Bogdan Bogdanovic scored 28 for Serbia, which bolted to a 25-point lead and handed the U.S. its second loss in two days. Vladimir Lucic scored 15 for Serbia, which will play for fifth place Saturday.

“It’s a really tough game to play against those guys,” Bogdanovic said. “I’m sure both teams were really upset after losing in the quarterfinals and we were just trying to make people happy.”

A Serbia-U.S. game was widely expected to be one for gold this weekend. The prospects of that were hyped plenty going into the tournament – especially after Serbia coach Sasha Djordjevic called out the Americans in a television interview by saying “if we meet, may God help them.” But all that was on the line Thursday night were bragging rights and a few world ranking points.
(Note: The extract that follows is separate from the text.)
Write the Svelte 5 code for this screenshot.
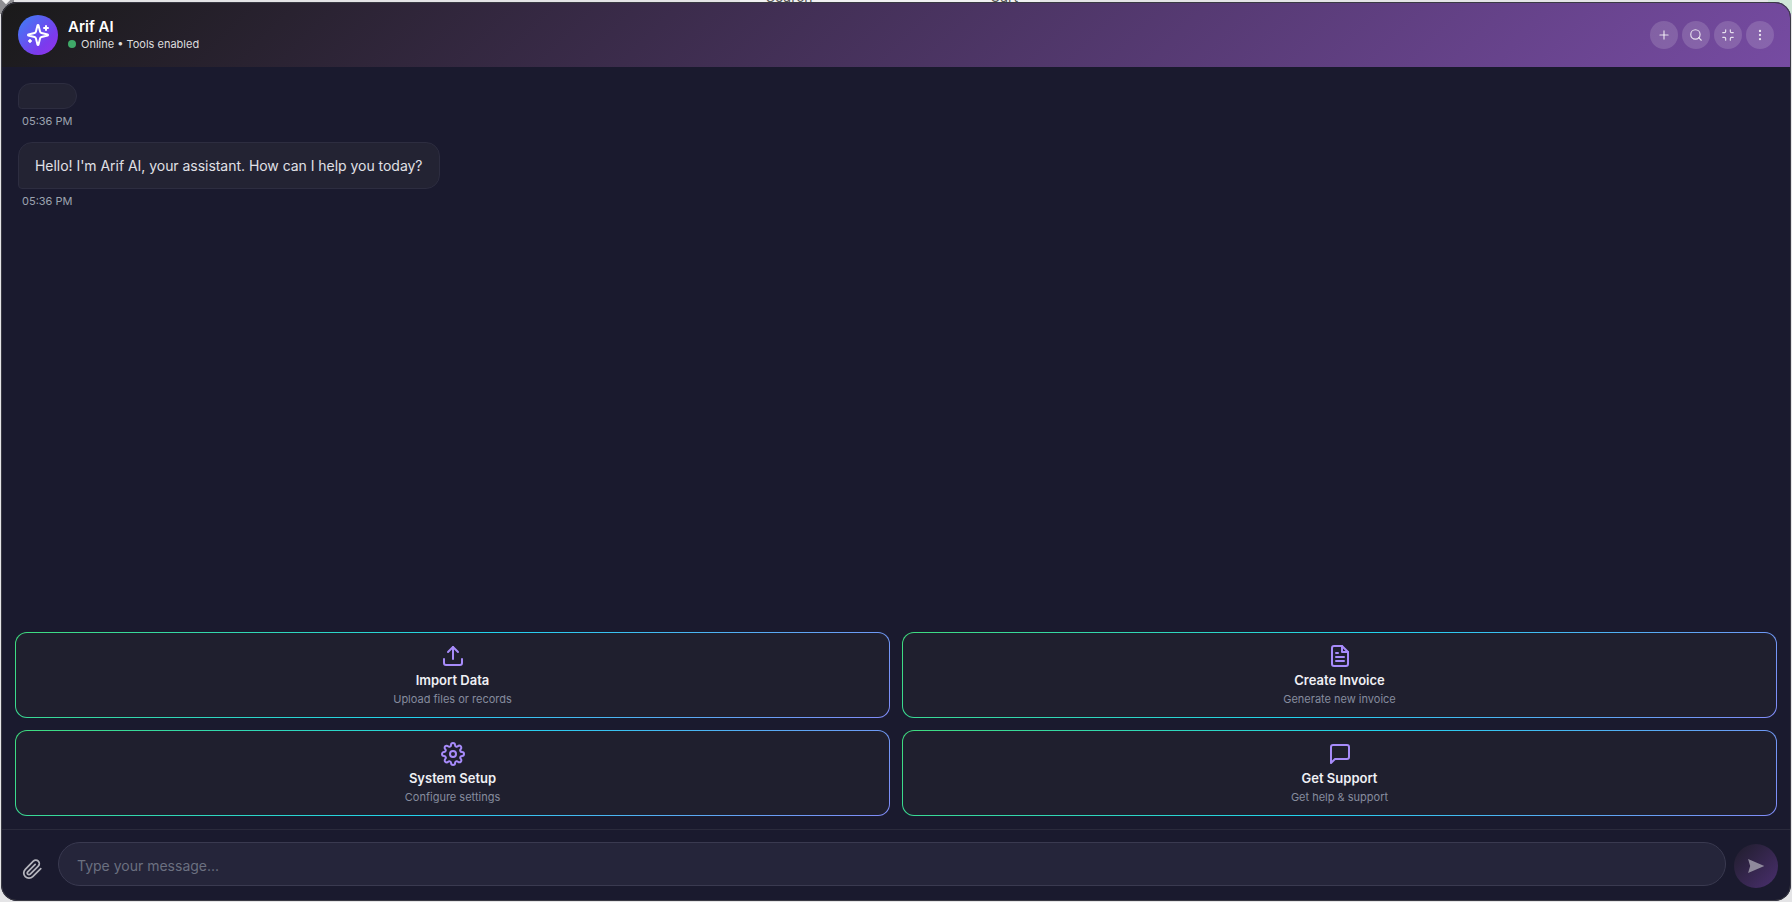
<script>
  const actions = [
    { id: "upload", title: "Import Data", sub: "Upload files or records" },
    { id: "invoice", title: "Create Invoice", sub: "Generate new invoice" },
    { id: "gear", title: "System Setup", sub: "Configure settings" },
    { id: "chat", title: "Get Support", sub: "Get help & support" }
  ];

  let draft = $state("");
</script>

<div class="page">
  <div class="behind" aria-hidden="true">
    <div class="strip">
      <span class="behind-link search">Search</span>
      <span class="behind-link cart">Cart</span>
    </div>
    <div class="corner-left"></div>
    <div class="corner-right"></div>
  </div>

  <div class="chat">
    <header class="head">
      <div class="who">
        <div class="avatar">
          <svg viewBox="0 0 24 24" width="24" height="24" fill="none" stroke="#fff" stroke-width="2" stroke-linecap="round" stroke-linejoin="round">
            <path d="M9.94 15.5A2 2 0 0 0 8.5 14.06l-6.14-1.58a.5.5 0 0 1 0-.96L8.5 9.94A2 2 0 0 0 9.94 8.5l1.58-6.14a.5.5 0 0 1 .96 0L14.06 8.5A2 2 0 0 0 15.5 9.94l6.14 1.58a.5.5 0 0 1 0 .96L15.5 14.06a2 2 0 0 0-1.44 1.44l-1.58 6.14a.5.5 0 0 1-.96 0z"/>
            <path d="M20 3v4"/><path d="M22 5h-4"/><path d="M4 17v2"/><path d="M5 18H3"/>
          </svg>
        </div>
        <div class="who-text">
          <div class="name">Arif AI</div>
          <div class="status"><span class="dot"></span>Online • Tools enabled</div>
        </div>
      </div>
      <div class="tools">
        <button class="tool" aria-label="New chat">
          <svg viewBox="0 0 24 24" width="14" height="14" fill="none" stroke="currentColor" stroke-width="2" stroke-linecap="round"><path d="M5 12h14"/><path d="M12 5v14"/></svg>
        </button>
        <button class="tool" aria-label="Search">
          <svg viewBox="0 0 24 24" width="14" height="14" fill="none" stroke="currentColor" stroke-width="2" stroke-linecap="round"><circle cx="11" cy="11" r="8"/><path d="m21 21-4.35-4.35"/></svg>
        </button>
        <button class="tool" aria-label="Minimize">
          <svg viewBox="0 0 24 24" width="14" height="14" fill="none" stroke="currentColor" stroke-width="2" stroke-linecap="round" stroke-linejoin="round"><path d="M8 3v3a2 2 0 0 1-2 2H3"/><path d="M21 8h-3a2 2 0 0 1-2-2V3"/><path d="M3 16h3a2 2 0 0 1 2 2v3"/><path d="M16 21v-3a2 2 0 0 1 2-2h3"/></svg>
        </button>
        <button class="tool" aria-label="More">
          <svg viewBox="0 0 24 24" width="14" height="14" fill="none" stroke="currentColor" stroke-width="2" stroke-linecap="round"><circle cx="12" cy="5" r="1"/><circle cx="12" cy="12" r="1"/><circle cx="12" cy="19" r="1"/></svg>
        </button>
      </div>
    </header>

    <main class="messages">
      <div class="msg">
        <div class="bubble empty"></div>
        <div class="time">05:36 PM</div>
      </div>
      <div class="msg">
        <div class="bubble">Hello! I'm Arif AI, your assistant. How can I help you today?</div>
        <div class="time">05:36 PM</div>
      </div>
    </main>

    <section class="actions">
      {#each actions as a (a.id)}
        <button class="card">
          <svg class="card-icon" viewBox="0 0 24 24" width="24" height="24" fill="none" stroke="currentColor" stroke-width="2" stroke-linecap="round" stroke-linejoin="round">
            {#if a.id === "upload"}
              <path d="M21 15v4a2 2 0 0 1-2 2H5a2 2 0 0 1-2-2v-4"/><path d="M17 8l-5-5-5 5"/><path d="M12 3v12"/>
            {:else if a.id === "invoice"}
              <path d="M14 2H6a2 2 0 0 0-2 2v16a2 2 0 0 0 2 2h12a2 2 0 0 0 2-2V8z"/><path d="M14 2v6h6"/><path d="M16 13H8"/><path d="M16 17H8"/><path d="M10 9H8"/>
            {:else if a.id === "gear"}
              <circle cx="12" cy="12" r="3"/><path d="M19.4 15a1.65 1.65 0 0 0 .33 1.82l.06.06a2 2 0 0 1 0 2.83 2 2 0 0 1-2.83 0l-.06-.06a1.65 1.65 0 0 0-1.82-.33 1.65 1.65 0 0 0-1 1.51V21a2 2 0 0 1-2 2 2 2 0 0 1-2-2v-.09A1.65 1.65 0 0 0 9 19.4a1.65 1.65 0 0 0-1.82.33l-.06.06a2 2 0 0 1-2.83 0 2 2 0 0 1 0-2.83l.06-.06a1.65 1.65 0 0 0 .33-1.82 1.65 1.65 0 0 0-1.51-1H3a2 2 0 0 1-2-2 2 2 0 0 1 2-2h.09A1.65 1.65 0 0 0 4.6 9a1.65 1.65 0 0 0-.33-1.82l-.06-.06a2 2 0 0 1 0-2.83 2 2 0 0 1 2.83 0l.06.06a1.65 1.65 0 0 0 1.82.33H9a1.65 1.65 0 0 0 1-1.51V3a2 2 0 0 1 2-2 2 2 0 0 1 2 2v.09a1.65 1.65 0 0 0 1 1.51 1.65 1.65 0 0 0 1.82-.33l.06-.06a2 2 0 0 1 2.83 0 2 2 0 0 1 0 2.83l-.06.06a1.65 1.65 0 0 0-.33 1.82V9a1.65 1.65 0 0 0 1.51 1H21a2 2 0 0 1 2 2 2 2 0 0 1-2 2h-.09a1.65 1.65 0 0 0-1.51 1z"/>
            {:else}
              <path d="M21 15a2 2 0 0 1-2 2H7l-4 4V5a2 2 0 0 1 2-2h14a2 2 0 0 1 2 2z"/>
            {/if}
          </svg>
          <span class="card-title">{a.title}</span>
          <span class="card-sub">{a.sub}</span>
        </button>
      {/each}
    </section>

    <footer class="composer">
      <button class="attach" aria-label="Attach file">
        <svg viewBox="0 0 24 24" width="21" height="21" fill="none" stroke="currentColor" stroke-width="2" stroke-linecap="round" stroke-linejoin="round"><path d="M21.44 11.05l-9.19 9.19a6 6 0 0 1-8.49-8.49l9.19-9.19a4 4 0 0 1 5.66 5.66l-9.2 9.19a2 2 0 0 1-2.83-2.83l8.49-8.48"/></svg>
      </button>
      <input class="field" placeholder="Type your message..." bind:value={draft} />
      <button class="send" aria-label="Send">
        <svg viewBox="0 0 24 24" width="20" height="20" fill="currentColor"><path d="M2.5 3.5 22 12 2.5 20.5 5 12z"/></svg>
      </button>
    </footer>
  </div>
</div>

<style>
  :global(body) {
    margin: 0;
    background: #e4e4e6;
    font-family: Inter, "Liberation Sans", sans-serif;
  }

  .page {
    position: relative;
    width: 1792px;
    height: 902px;
    overflow: hidden;
    padding: 2px 1px 1px 1px;
    box-sizing: border-box;
  }

  /* bits of the host page that peek out above the widget */
  .behind {
    position: absolute;
    inset: 0;
  }
  .strip {
    position: absolute;
    top: 0;
    left: 740px;
    width: 300px;
    height: 3px;
    background: #f1f1f2;
    overflow: hidden;
  }
  .behind-link {
    position: absolute;
    top: -10px;
    font-size: 14px;
    line-height: 13px;
    color: #555;
  }
  .search { left: 26px; }
  .cart { left: 250px; }
  .corner-left {
    position: absolute;
    top: 0;
    left: 0;
    width: 14px;
    height: 14px;
    background: #8e8e92;
  }
  .corner-left::after {
    content: "";
    position: absolute;
    top: -3px;
    left: 3px;
    width: 6px;
    height: 6px;
    background: #f4f4f4;
    transform: rotate(45deg);
  }
  .corner-right {
    position: absolute;
    top: 0;
    right: 0;
    width: 24px;
    height: 14px;
    background: #cfe6d8;
  }

  .chat {
    position: relative;
    height: 100%;
    display: flex;
    flex-direction: column;
    background: #1a1a2e;
    border-radius: 16px;
    overflow: hidden;
    outline: 1px solid #3a3a44;
    outline-offset: -1px;
  }

  .head {
    height: 65px;
    flex: none;
    display: flex;
    align-items: center;
    justify-content: space-between;
    padding: 0 17px;
    background: linear-gradient(135deg, #1a1a1a 0%, #764ba2 100%);
  }
  .who {
    display: flex;
    align-items: center;
    gap: 10px;
  }
  .avatar {
    width: 40px;
    height: 40px;
    border-radius: 50%;
    display: flex;
    align-items: center;
    justify-content: center;
    background: linear-gradient(135deg, #3b82f6, #7c3aed 70%, #9333ea);
  }
  .who-text {
    display: flex;
    flex-direction: column;
    gap: 0;
    padding-bottom: 1px;
  }
  .name {
    color: #fff;
    font-size: 15px;
    font-weight: 600;
    line-height: 20px;
  }
  .status {
    display: flex;
    align-items: center;
    gap: 5px;
    font-size: 11px;
    line-height: 14px;
    color: rgba(255, 255, 255, 0.85);
  }
  .dot {
    width: 8px;
    height: 8px;
    border-radius: 50%;
    background: #3fa968;
  }
  .tools {
    display: flex;
    gap: 4px;
  }
  .tool {
    width: 28px;
    height: 28px;
    padding: 0;
    border: 0;
    border-radius: 50%;
    display: flex;
    align-items: center;
    justify-content: center;
    color: rgba(255, 255, 255, 0.8);
    background: rgba(255, 255, 255, 0.15);
  }

  .messages {
    flex: 1;
    min-height: 0;
    padding: 16px 17px;
    display: flex;
    flex-direction: column;
    gap: 14px;
  }
  .msg {
    display: flex;
    flex-direction: column;
    align-items: flex-start;
  }
  .bubble {
    box-sizing: border-box;
    padding: 12px 16px;
    font-size: 14px;
    line-height: 21px;
    letter-spacing: -0.035px;
    color: #e0e0e6;
    background: #232333;
    border: 1px solid #2d2d40;
    border-radius: 14px 14px 14px 4px;
  }
  .bubble.empty {
    width: 59px;
    height: 26px;
  }
  .time {
    margin: 5px 0 0 4px;
    font-size: 11px;
    line-height: 14px;
    color: #9ca3af;
  }

  .actions {
    flex: none;
    display: grid;
    grid-template-columns: 1fr 1fr;
    gap: 12px;
    padding: 0 14px 13px 14px;
    border-bottom: 1px solid #2a2a3c;
  }
  .card {
    height: 86px;
    box-sizing: border-box;
    padding: 11px 0 0;
    display: flex;
    flex-direction: column;
    align-items: center;
    border: 1px solid transparent;
    border-radius: 12px;
    background:
      linear-gradient(#1f1f2e, #1f1f2e) padding-box,
      linear-gradient(135deg, #3fdc7e, #22d3ee 50%, #818cf8) border-box;
    font-family: inherit;
  }
  .card-icon {
    color: #a78bfa;
    margin-bottom: 3px;
  }
  .card-title {
    font-size: 13px;
    font-weight: 600;
    line-height: 19px;
    color: #f0f0f5;
  }
  .card-sub {
    margin-top: 2px;
    font-size: 11px;
    line-height: 14px;
    color: #868c9e;
  }

  .composer {
    flex: none;
    display: flex;
    align-items: flex-start;
    gap: 8px;
    padding: 12px 13px 13px 15px;
    height: 71px;
    box-sizing: border-box;
  }
  .attach {
    width: 32px;
    height: 32px;
    margin: 11px 2px 0 0;
    padding: 0;
    border: 0;
    background: none;
    color: #b4b4bc;
    display: flex;
    align-items: center;
    justify-content: center;
  }
  .field {
    flex: 1;
    min-width: 0;
    height: 44px;
    box-sizing: border-box;
    padding: 2px 18px 0;
    font-family: inherit;
    font-size: 14px;
    color: #e0e0e6;
    background: #25253a;
    border: 1px solid #3a3a50;
    border-radius: 22px;
    outline: none;
  }
  .field::placeholder {
    color: #6b7080;
  }
  .send {
    width: 44px;
    height: 44px;
    margin-top: 2px;
    padding: 0;
    border: 0;
    border-radius: 50%;
    display: flex;
    align-items: center;
    justify-content: center;
    color: #8f8a9c;
    background: linear-gradient(135deg, #1f1d2b, #4a2f6e);
  }
</style>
“There’s no regrets from our group in terms of what we’ve given, what we’ve sacrificed, the commitment everyone’s made to be away from their families, away from their teams, away from their organizations,” Barnes said. “There’s no regrets.”

Serbia led 44-40 at the half, a margin that may suggest the first 20 minutes were of the back-and-forth variety.

They were not. Instead, it was just two really big runs, one by each team.

Serbia won the first quarter 32-7. The U.S. won the second quarter 33-12. Serbia shot 64% in the first quarter and the U.S. shot 19%; in the second quarter, it was the Americans shooting 72%, Serbia 31%, and it stayed relatively tight the rest of the way.

U.S. coach Gregg Popovich lauded his team for making the comeback, basically 24 hours after seeing its medal hopes dashed by the quarterfinal loss to France.

“I can’t tell you how much I’ve been impressed the whole time with their character, their stick-to-itiveness and their persistence as they’re learning how to play together,” Popovich said. “Tonight was a great example of that.”